More Perfect | podcast
Black Flight and the New Suburbia (R4) | iPlayer
Virgin Radio
Radiolab is a podcast staple, one of those long-running US shows that you turn to whenever, wherever, because it’s consistently good (others: 99% Invisible, This American Life, oh you know…). And now it has a seven-part spin-off series, More Perfect. We’re five episodes in, so you can binge on it during a long evening or train journey.
More Perfect concerns itself with the US supreme court, the decisions of which “shape everything from marriage and money to public safety and sex”. It’s a topic that is close enough to be interesting to UK listeners, but far enough away not to make us anxious. (Our own political systems will do that, thanks.) The episodes cover subjects such as the death penalty, a law designed to protect Native American families, how the supreme court actually came about… and they are absorbing. One, called Adoptive Couple v Baby Girl, ran on Radiolab itself three years ago. It’s a powerful listen, a singularly upsetting situation that is, in the end, resolved, but all these shows are interesting stories, interestingly told.

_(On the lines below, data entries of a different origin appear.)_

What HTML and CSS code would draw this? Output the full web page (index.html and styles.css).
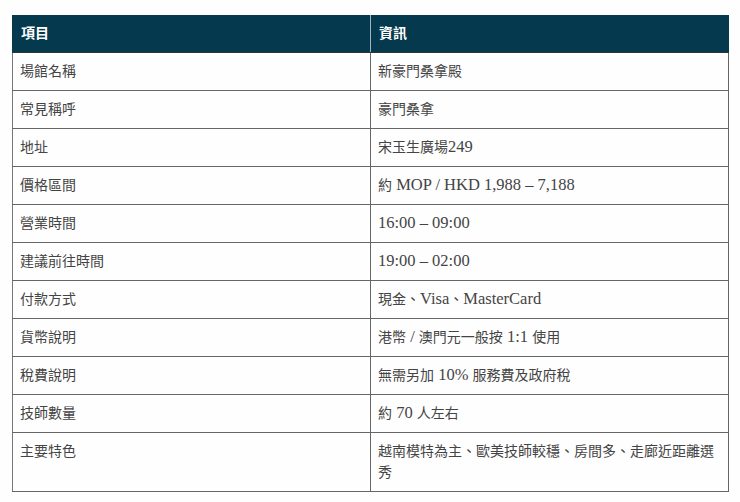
FILE: index.html
```html
<!DOCTYPE html>
<html lang="zh-Hant">
<head>
<meta charset="utf-8">
<link rel="stylesheet" href="styles.css">
</head>
<body>
<div class="wrap">
<table class="info">
<thead>
<tr><th>項目</th><th>資訊</th></tr>
</thead>
<tbody>
<tr><td>場館名稱</td><td>新豪門桑拿殿</td></tr>
<tr><td>常見稱呼</td><td>豪門桑拿</td></tr>
<tr><td>地址</td><td>宋玉生廣場<span class="en" lang="en">249</span></td></tr>
<tr><td>價格區間</td><td>約<span class="en" lang="en"> MOP / HKD 1,988 – 7,188</span></td></tr>
<tr><td>營業時間</td><td><span class="en" lang="en">16:00 – 09:00</span></td></tr>
<tr><td>建議前往時間</td><td><span class="en" lang="en">19:00 – 02:00</span></td></tr>
<tr><td>付款方式</td><td>現金、<span class="en" lang="en">Visa</span>、<span class="en" lang="en">MasterCard</span></td></tr>
<tr><td>貨幣說明</td><td>港幣<span class="en" lang="en"> / </span>澳門元一般按<span class="en" lang="en"> 1:1 </span>使用</td></tr>
<tr><td>稅費說明</td><td>無需另加<span class="en" lang="en"> 10% </span>服務費及政府稅</td></tr>
<tr><td>技師數量</td><td>約<span class="en" lang="en"> 70 </span>人左右</td></tr>
<tr><td>主要特色</td><td>越南模特為主、歐美技師較穩、房間多、走廊近距離選秀</td></tr>
</tbody>
</table>
</div>
</body>
</html>
```
FILE: styles.css
```css
html, body {
  margin: 0;
  padding: 0;
  background: #fefefe;
}
.wrap {
  padding: 15px 11px 0 12px;
}
.info {
  width: 100%;
  border-collapse: collapse;
  table-layout: fixed;
  font-family: "Liberation Serif", "Noto Sans CJK TC", serif;
  font-size: 14px;
  line-height: 21px;
  color: #444;
}
.info .en {
  font-size: 16.5px;
  line-height: 1;
}
.info th {
  background: #053a4e;
  color: #fff;
  font-weight: bold;
  text-align: left;
  padding: 8px 8px;
  border-left: 1px solid #9fb4bf;
  border-bottom: 1px solid #333;
}
.info th:first-child {
  border-left: 1px solid #053a4e;
}
.info th:last-child {
  border-right: 1px solid #053a4e;
}
.info td {
  padding: 8px 8px 8px 7px;
  border: 1px solid #666;
  vertical-align: top;
  text-align: left;
}
.info td:first-child {
  border-left-color: #777;
}
```
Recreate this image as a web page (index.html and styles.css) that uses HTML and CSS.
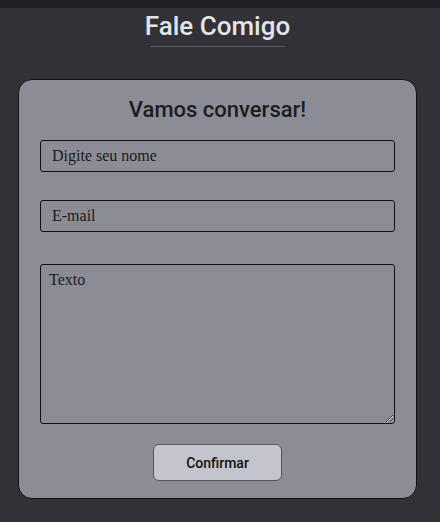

More Perfect, like Radiolab, is the opposite of a one-voice show: it prefers many voices, chiming in, different people taking single lines or even words, running over recordings. I enjoy this, though the approach can sometimes seem a bit light for more serious topics. And, very occasionally, the tone is off too. During the Adoptive Couple episode, a vital character whose point of view had not been heard is presented as a quarry. “Did you get him?” says one journalist. Big pause. “Yes, I got him,” replies another. It’s a teensy bit self-satisfied. The light, multi-voice approach works better during the Kittens Kick… episode, which is set around the era of Thomas Jefferson. The variety of voices, the call and response of the journalists involved, means the story zips along. I also liked the fact that, in the first episode (about lethal injections), they asked a UK journalist to go back to a particular Ealing shop to talk to someone involved, even though their involvement was long since over. It gave the story more relevance.
Back to the UK for a nice documentary on Black Flight and the New Suburbia, presented by Hugh Muir. House prices are moving everyone out of the centre of towns and BAME people are no exception. Muir met Asian people in Chalfont St Giles, black people in Chigwell (“We haven’t made any changes, we bring the West Indian wherever we go!”) and members of the congregation of a black Pentecostal church so successful it had to move to larger, suburban premises. These new out-of-town residents had very few gripes. They missed certain foods, hair stylists and places of worship, but not enough to make them unhappy. Perhaps we shouldn’t be surprised to find that gardens could be a flashpoint: “The Asian community have different sorts of ideas about gardens…” Different ideas, such as fruit trees instead of flowers, or – even more shocking – paving over the whole front lawn, so there’s more room for cars. Interesting stuff, especially when extended to politics. Aspirational, children-centred ethnic minority voters change a suburban political demographic. “Living history,” one expert called it. “Changing, becoming stronger.” “We’re a diverse country,” said a new suburbanite. “And change is good – you’ve got to embrace it.”
The new Virgin Radio has been going for more than three months now and celebrated its 100 days birthday on Thursday. It’s a station that seems happy in its skin: presenters such as Edith Bowman, Jamie East, Matt Richardson are great at their jobs, the music policy is sensible (fun, but nothing to frighten the cat), the atmosphere is upbeat. It’s nice to have a happy, slick, new national station. Many (well, not that many) happy returns.